In the arrangement below, each column represents a year, and the images are arranged by average RGB value from top to bottom.
The visualizations are on browser platform, following our theme of accessibility. Putting things on the web makes them most accessible. Further developments of this work will include ways for the user to access details on demand about a particular photo, such as the context (whether the image was part of an article or an advertisement), the issue, the date, and other metadata. They can be viewed here and here.
Below, the images with the highest R pixel value for each year are near the top.
At this scale, we can start to look at the relationships between the features. Here we map the images onto a scatter plot, positioned according to their pixel values. There is one scatterplot per year, and the graphs are animated.
It's interesting that B and G follow each other closely over all time, but R values start deviating significantly from the others as the images become more colourful, which is consistent with visual inspection (more colorful images tend to be redder).
Sorting the images by their RGB features helps elucidate large scale temporal patterns and trends, but a viewer may be overwhelmed by the multitudes, and some aggregate measure, such as a mean, may be needed for clarity or further insight. This far away view may disconnect us from the richness of each of the images.
Forming a composite image of all images within a given year is a rudimentary, but informative, method for exploring these other features. The average pixel value over all images was then calculated to yield the composite.
We also calculate the mean of RGB pixel value of the images over each year, and consider how such a mean can be represented to help viewers gain a nuance, human, understanding. To this end, to qualitatively express the calculated RGB distribution, we select a number of images whose RGB values are closest to the mean within a given year, as well as a number of images that were least like the mean (outliers).
In the visualization, found here, the top row is the composite over the year, the next four rows are the closest to the calculated mean, and the bottom four rows are the outliers – the furthest from the mean.
Interestingly, a lot same essential information is communicated when the images are aggregated by decade, as can be seen from the image below, and in the visualization found here (where the top row, again, is the composite over the decade, the next four rows are images closest to the calculated mean, and the bottom four rows are the outliers).

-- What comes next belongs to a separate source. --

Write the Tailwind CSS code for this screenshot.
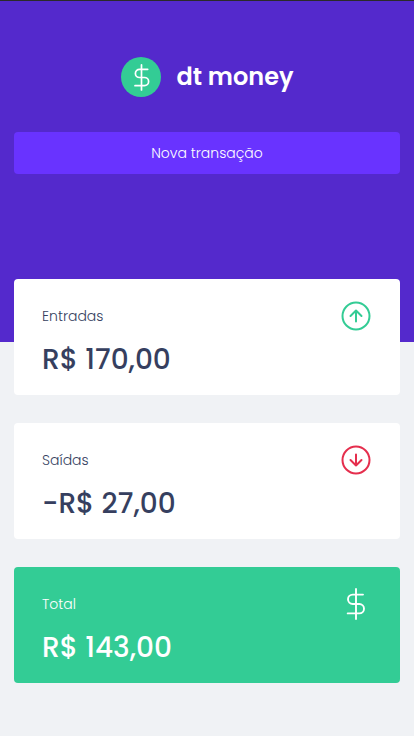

Being able to accurately and clearly convey results of a large data set into few images can allow users to have a more intimate experience with the data. Allowing users to focus on one image at a time can encourage qualitative observations and lead to tangential insights.
Some of the questions we ask are: In what ways does the data become clearer or more obscured as it is aggregated? Filtering and aggregation are helpful to explore large data sets, but what information is lost in the process? What is gained? These questions have not been fully addressed in this work, but interestingly, we found that some of the patterns discovered on the sorted overview were still represented in the aggregated images. Even when aggregating by decade, the same pattern in color persists, for this particular data sample. This is promising because serendipitous samples that are representative of mean measures can be a more engaging and intimate way for a user to explore the corpus than large data overlays.
Our process is guided by the intention of creating works that not only open access to the data, but also make it penetrable and meaningful. One of the challenges in this topic is capturing and working with the tension between the layers of interpretation (and thus obfuscation) that go into processing the data. We are aware that any layer of processing is embedded with human assumptions that are effectively baked into the coding of what gets highlighted or filtered out. This is true even in the creation of the images in the magazine corpus. Our goal is to develop tools with transparent methods that make large corpuses of information accessible and meaningful for both researchers and the general public.